LISTED ENTRIES:
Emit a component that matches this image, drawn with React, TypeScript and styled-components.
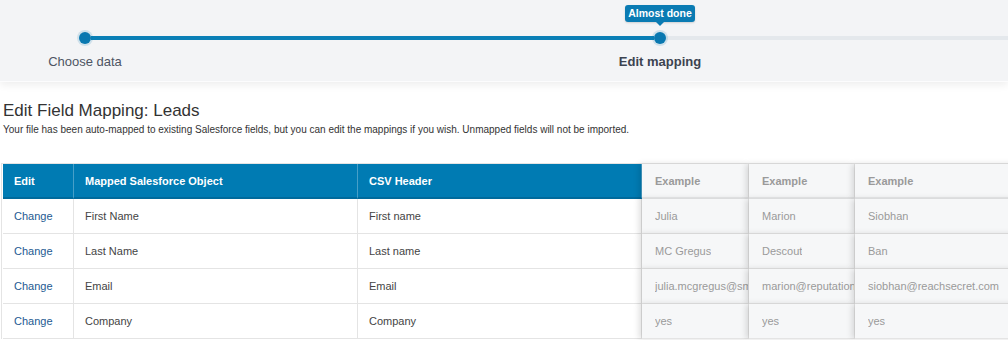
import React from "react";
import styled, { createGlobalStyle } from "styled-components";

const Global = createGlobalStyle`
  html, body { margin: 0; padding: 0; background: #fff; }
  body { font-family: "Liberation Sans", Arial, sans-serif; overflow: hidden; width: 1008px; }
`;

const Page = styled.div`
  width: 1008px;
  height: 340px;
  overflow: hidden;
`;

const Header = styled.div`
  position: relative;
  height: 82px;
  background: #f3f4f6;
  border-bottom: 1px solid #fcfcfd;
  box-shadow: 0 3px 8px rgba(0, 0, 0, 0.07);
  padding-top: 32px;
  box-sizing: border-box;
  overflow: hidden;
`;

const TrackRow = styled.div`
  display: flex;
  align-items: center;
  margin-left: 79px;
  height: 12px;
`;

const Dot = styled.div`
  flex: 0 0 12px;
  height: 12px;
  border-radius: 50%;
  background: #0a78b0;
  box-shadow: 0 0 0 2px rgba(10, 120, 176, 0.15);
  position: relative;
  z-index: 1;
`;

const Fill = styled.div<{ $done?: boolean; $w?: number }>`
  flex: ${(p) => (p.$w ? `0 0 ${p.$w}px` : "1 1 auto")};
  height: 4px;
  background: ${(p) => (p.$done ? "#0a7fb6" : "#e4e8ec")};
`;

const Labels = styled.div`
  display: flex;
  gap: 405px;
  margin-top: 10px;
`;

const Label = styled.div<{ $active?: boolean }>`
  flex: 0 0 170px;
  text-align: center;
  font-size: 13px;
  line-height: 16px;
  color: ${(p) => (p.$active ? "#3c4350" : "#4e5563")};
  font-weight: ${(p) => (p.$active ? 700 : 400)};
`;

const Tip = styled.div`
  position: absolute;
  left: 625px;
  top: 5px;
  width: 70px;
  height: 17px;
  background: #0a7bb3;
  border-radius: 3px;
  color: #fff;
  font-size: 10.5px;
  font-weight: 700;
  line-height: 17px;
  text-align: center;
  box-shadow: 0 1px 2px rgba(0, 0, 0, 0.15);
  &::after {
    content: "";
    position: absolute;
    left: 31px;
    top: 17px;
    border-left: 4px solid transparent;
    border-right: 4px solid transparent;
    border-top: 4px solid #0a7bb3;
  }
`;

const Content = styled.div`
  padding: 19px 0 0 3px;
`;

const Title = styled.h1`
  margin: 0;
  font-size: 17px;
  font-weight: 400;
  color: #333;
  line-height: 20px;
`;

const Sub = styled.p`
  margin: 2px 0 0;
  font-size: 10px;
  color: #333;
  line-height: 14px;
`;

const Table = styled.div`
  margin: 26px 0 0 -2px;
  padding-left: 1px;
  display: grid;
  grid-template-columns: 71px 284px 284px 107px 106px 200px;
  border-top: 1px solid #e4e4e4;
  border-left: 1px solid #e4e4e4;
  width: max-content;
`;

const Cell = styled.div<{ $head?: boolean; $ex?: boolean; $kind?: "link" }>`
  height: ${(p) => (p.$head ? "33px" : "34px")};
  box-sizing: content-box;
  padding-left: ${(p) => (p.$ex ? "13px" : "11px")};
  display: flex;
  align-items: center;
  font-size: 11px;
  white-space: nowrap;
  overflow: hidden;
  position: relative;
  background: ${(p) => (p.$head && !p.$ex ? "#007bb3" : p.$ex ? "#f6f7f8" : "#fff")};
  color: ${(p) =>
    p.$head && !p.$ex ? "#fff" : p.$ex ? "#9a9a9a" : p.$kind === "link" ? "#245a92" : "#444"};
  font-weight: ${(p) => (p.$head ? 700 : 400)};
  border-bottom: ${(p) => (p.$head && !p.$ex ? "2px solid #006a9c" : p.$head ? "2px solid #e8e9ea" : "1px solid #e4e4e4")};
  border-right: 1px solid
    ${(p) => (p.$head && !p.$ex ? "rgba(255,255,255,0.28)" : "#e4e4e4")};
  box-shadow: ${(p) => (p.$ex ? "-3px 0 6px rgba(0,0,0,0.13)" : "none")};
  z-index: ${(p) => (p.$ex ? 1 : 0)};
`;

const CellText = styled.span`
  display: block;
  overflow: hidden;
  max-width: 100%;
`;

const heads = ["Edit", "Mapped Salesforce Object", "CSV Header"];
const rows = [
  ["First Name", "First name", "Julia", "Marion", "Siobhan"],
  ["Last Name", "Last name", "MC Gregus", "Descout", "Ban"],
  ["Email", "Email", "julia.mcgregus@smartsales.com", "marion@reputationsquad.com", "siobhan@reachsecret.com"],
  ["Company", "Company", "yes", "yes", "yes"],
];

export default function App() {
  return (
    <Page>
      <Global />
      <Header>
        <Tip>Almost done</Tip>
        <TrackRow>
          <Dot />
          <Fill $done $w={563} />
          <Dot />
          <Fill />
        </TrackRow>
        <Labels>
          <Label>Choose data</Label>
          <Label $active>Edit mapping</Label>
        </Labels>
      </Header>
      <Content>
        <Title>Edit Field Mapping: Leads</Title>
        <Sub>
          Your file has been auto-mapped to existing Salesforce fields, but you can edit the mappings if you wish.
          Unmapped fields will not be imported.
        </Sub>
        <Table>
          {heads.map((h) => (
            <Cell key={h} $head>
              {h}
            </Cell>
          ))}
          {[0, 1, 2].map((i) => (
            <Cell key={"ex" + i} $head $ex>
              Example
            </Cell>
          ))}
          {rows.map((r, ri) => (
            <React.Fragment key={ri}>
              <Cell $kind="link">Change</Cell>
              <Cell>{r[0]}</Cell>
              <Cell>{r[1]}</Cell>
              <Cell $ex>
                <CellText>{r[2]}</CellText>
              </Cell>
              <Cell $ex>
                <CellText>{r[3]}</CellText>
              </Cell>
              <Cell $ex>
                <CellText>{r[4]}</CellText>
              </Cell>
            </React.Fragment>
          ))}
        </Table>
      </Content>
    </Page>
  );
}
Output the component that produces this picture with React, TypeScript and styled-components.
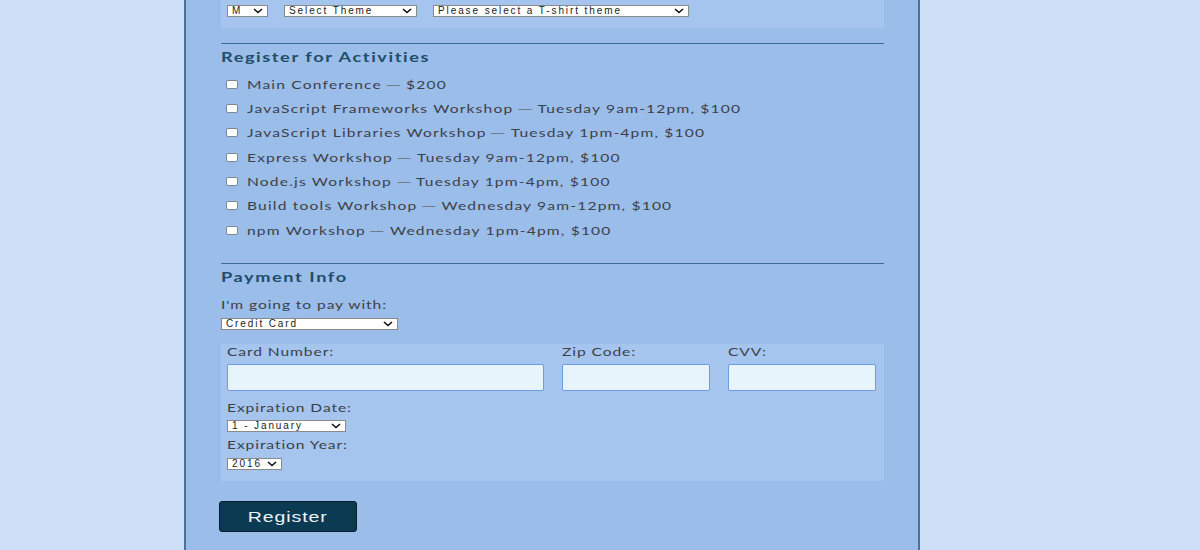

DO THIS:
Copy the material exactly. Do not include the pictures.

THE ANSWER:
Emit a component that matches this image, drawn with React, TypeScript and styled-components.
import React from "react";
import styled, { createGlobalStyle } from "styled-components";

const Global = createGlobalStyle`
  html, body { margin: 0; padding: 0; background: #fff; }
  body { font-family: "Liberation Sans", Arial, sans-serif; overflow: hidden; width: 1008px; }
`;

const Page = styled.div`
  width: 1008px;
  height: 340px;
  overflow: hidden;
`;

const Header = styled.div`
  position: relative;
  height: 82px;
  background: #f3f4f6;
  border-bottom: 1px solid #fcfcfd;
  box-shadow: 0 3px 8px rgba(0, 0, 0, 0.07);
  padding-top: 32px;
  box-sizing: border-box;
  overflow: hidden;
`;

const TrackRow = styled.div`
  display: flex;
  align-items: center;
  margin-left: 79px;
  height: 12px;
`;

const Dot = styled.div`
  flex: 0 0 12px;
  height: 12px;
  border-radius: 50%;
  background: #0a78b0;
  box-shadow: 0 0 0 2px rgba(10, 120, 176, 0.15);
  position: relative;
  z-index: 1;
`;

const Fill = styled.div<{ $done?: boolean; $w?: number }>`
  flex: ${(p) => (p.$w ? `0 0 ${p.$w}px` : "1 1 auto")};
  height: 4px;
  background: ${(p) => (p.$done ? "#0a7fb6" : "#e4e8ec")};
`;

const Labels = styled.div`
  display: flex;
  gap: 405px;
  margin-top: 10px;
`;

const Label = styled.div<{ $active?: boolean }>`
  flex: 0 0 170px;
  text-align: center;
  font-size: 13px;
  line-height: 16px;
  color: ${(p) => (p.$active ? "#3c4350" : "#4e5563")};
  font-weight: ${(p) => (p.$active ? 700 : 400)};
`;

const Tip = styled.div`
  position: absolute;
  left: 625px;
  top: 5px;
  width: 70px;
  height: 17px;
  background: #0a7bb3;
  border-radius: 3px;
  color: #fff;
  font-size: 10.5px;
  font-weight: 700;
  line-height: 17px;
  text-align: center;
  box-shadow: 0 1px 2px rgba(0, 0, 0, 0.15);
  &::after {
    content: "";
    position: absolute;
    left: 31px;
    top: 17px;
    border-left: 4px solid transparent;
    border-right: 4px solid transparent;
    border-top: 4px solid #0a7bb3;
  }
`;

const Content = styled.div`
  padding: 19px 0 0 3px;
`;

const Title = styled.h1`
  margin: 0;
  font-size: 17px;
  font-weight: 400;
  color: #333;
  line-height: 20px;
`;

const Sub = styled.p`
  margin: 2px 0 0;
  font-size: 10px;
  color: #333;
  line-height: 14px;
`;

const Table = styled.div`
  margin: 26px 0 0 -2px;
  padding-left: 1px;
  display: grid;
  grid-template-columns: 71px 284px 284px 107px 106px 200px;
  border-top: 1px solid #e4e4e4;
  border-left: 1px solid #e4e4e4;
  width: max-content;
`;

const Cell = styled.div<{ $head?: boolean; $ex?: boolean; $kind?: "link" }>`
  height: ${(p) => (p.$head ? "33px" : "34px")};
  box-sizing: content-box;
  padding-left: ${(p) => (p.$ex ? "13px" : "11px")};
  display: flex;
  align-items: center;
  font-size: 11px;
  white-space: nowrap;
  overflow: hidden;
  position: relative;
  background: ${(p) => (p.$head && !p.$ex ? "#007bb3" : p.$ex ? "#f6f7f8" : "#fff")};
  color: ${(p) =>
    p.$head && !p.$ex ? "#fff" : p.$ex ? "#9a9a9a" : p.$kind === "link" ? "#245a92" : "#444"};
  font-weight: ${(p) => (p.$head ? 700 : 400)};
  border-bottom: ${(p) => (p.$head && !p.$ex ? "2px solid #006a9c" : p.$head ? "2px solid #e8e9ea" : "1px solid #e4e4e4")};
  border-right: 1px solid
    ${(p) => (p.$head && !p.$ex ? "rgba(255,255,255,0.28)" : "#e4e4e4")};
  box-shadow: ${(p) => (p.$ex ? "-3px 0 6px rgba(0,0,0,0.13)" : "none")};
  z-index: ${(p) => (p.$ex ? 1 : 0)};
`;

const CellText = styled.span`
  display: block;
  overflow: hidden;
  max-width: 100%;
`;

const heads = ["Edit", "Mapped Salesforce Object", "CSV Header"];
const rows = [
  ["First Name", "First name", "Julia", "Marion", "Siobhan"],
  ["Last Name", "Last name", "MC Gregus", "Descout", "Ban"],
  ["Email", "Email", "julia.mcgregus@smartsales.com", "marion@reputationsquad.com", "siobhan@reachsecret.com"],
  ["Company", "Company", "yes", "yes", "yes"],
];

export default function App() {
  return (
    <Page>
      <Global />
      <Header>
        <Tip>Almost done</Tip>
        <TrackRow>
          <Dot />
          <Fill $done $w={563} />
          <Dot />
          <Fill />
        </TrackRow>
        <Labels>
          <Label>Choose data</Label>
          <Label $active>Edit mapping</Label>
        </Labels>
      </Header>
      <Content>
        <Title>Edit Field Mapping: Leads</Title>
        <Sub>
          Your file has been auto-mapped to existing Salesforce fields, but you can edit the mappings if you wish.
          Unmapped fields will not be imported.
        </Sub>
        <Table>
          {heads.map((h) => (
            <Cell key={h} $head>
              {h}
            </Cell>
          ))}
          {[0, 1, 2].map((i) => (
            <Cell key={"ex" + i} $head $ex>
              Example
            </Cell>
          ))}
          {rows.map((r, ri) => (
            <React.Fragment key={ri}>
              <Cell $kind="link">Change</Cell>
              <Cell>{r[0]}</Cell>
              <Cell>{r[1]}</Cell>
              <Cell $ex>
                <CellText>{r[2]}</CellText>
              </Cell>
              <Cell $ex>
                <CellText>{r[3]}</CellText>
              </Cell>
              <Cell $ex>
                <CellText>{r[4]}</CellText>
              </Cell>
            </React.Fragment>
          ))}
        </Table>
      </Content>
    </Page>
  );
}
Output the component that produces this picture with React, TypeScript and styled-components.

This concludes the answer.